Data for this task:
_ _ _ _ _ _ _

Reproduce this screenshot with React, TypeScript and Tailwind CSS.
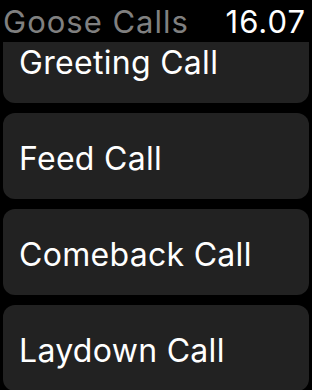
import React from "react";

const calls = ["Greeting Call", "Feed Call", "Comeback Call", "Laydown Call"];

export default function App() {
  return (
    <div
      className="w-[312px] h-[390px] bg-black overflow-hidden flex flex-col"
      style={{ fontFamily: "Inter, 'Noto Sans', sans-serif" }}
    >
      <div className="h-[42px] shrink-0 flex items-start justify-between pl-[3px] pr-[6px] pt-[5px] relative z-10 bg-black">
        <span className="text-[31px] leading-[34px] tracking-[1px] text-[#808080]">Goose Calls</span>
        <span className="text-[31px] leading-[34px] tracking-[1px] text-white">16.07</span>
      </div>
      <div className="flex-1 overflow-hidden">
        <div className="flex flex-col gap-[10px] px-[3px] -mt-[25px]">
          {calls.map((c) => (
            <div
              key={c}
              className="h-[86px] rounded-[12px] bg-[#222222] flex items-center pl-[16px] pt-[5px]"
            >
              <span className="text-[32px] leading-[36px] text-white tracking-[0.3px]">{c}</span>
            </div>
          ))}
        </div>
      </div>
    </div>
  );
}
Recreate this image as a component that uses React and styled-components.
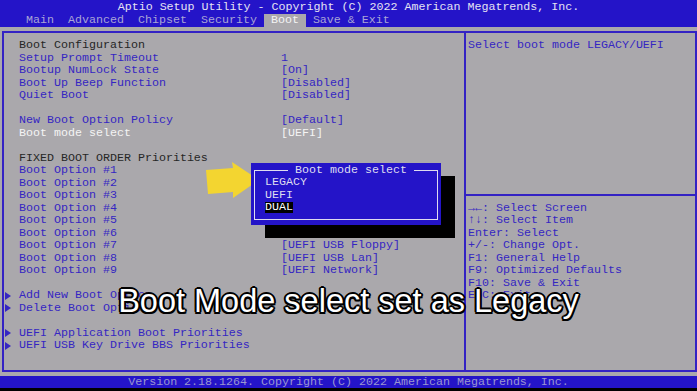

_ _ _ _ _ _ _

Written task: Without the pictures, restate each entry exactly.

Exercise response:
Reproduce this screenshot with React, TypeScript and Tailwind CSS.
import React from "react";

const calls = ["Greeting Call", "Feed Call", "Comeback Call", "Laydown Call"];

export default function App() {
  return (
    <div
      className="w-[312px] h-[390px] bg-black overflow-hidden flex flex-col"
      style={{ fontFamily: "Inter, 'Noto Sans', sans-serif" }}
    >
      <div className="h-[42px] shrink-0 flex items-start justify-between pl-[3px] pr-[6px] pt-[5px] relative z-10 bg-black">
        <span className="text-[31px] leading-[34px] tracking-[1px] text-[#808080]">Goose Calls</span>
        <span className="text-[31px] leading-[34px] tracking-[1px] text-white">16.07</span>
      </div>
      <div className="flex-1 overflow-hidden">
        <div className="flex flex-col gap-[10px] px-[3px] -mt-[25px]">
          {calls.map((c) => (
            <div
              key={c}
              className="h-[86px] rounded-[12px] bg-[#222222] flex items-center pl-[16px] pt-[5px]"
            >
              <span className="text-[32px] leading-[36px] text-white tracking-[0.3px]">{c}</span>
            </div>
          ))}
        </div>
      </div>
    </div>
  );
}
Recreate this image as a component that uses React and styled-components.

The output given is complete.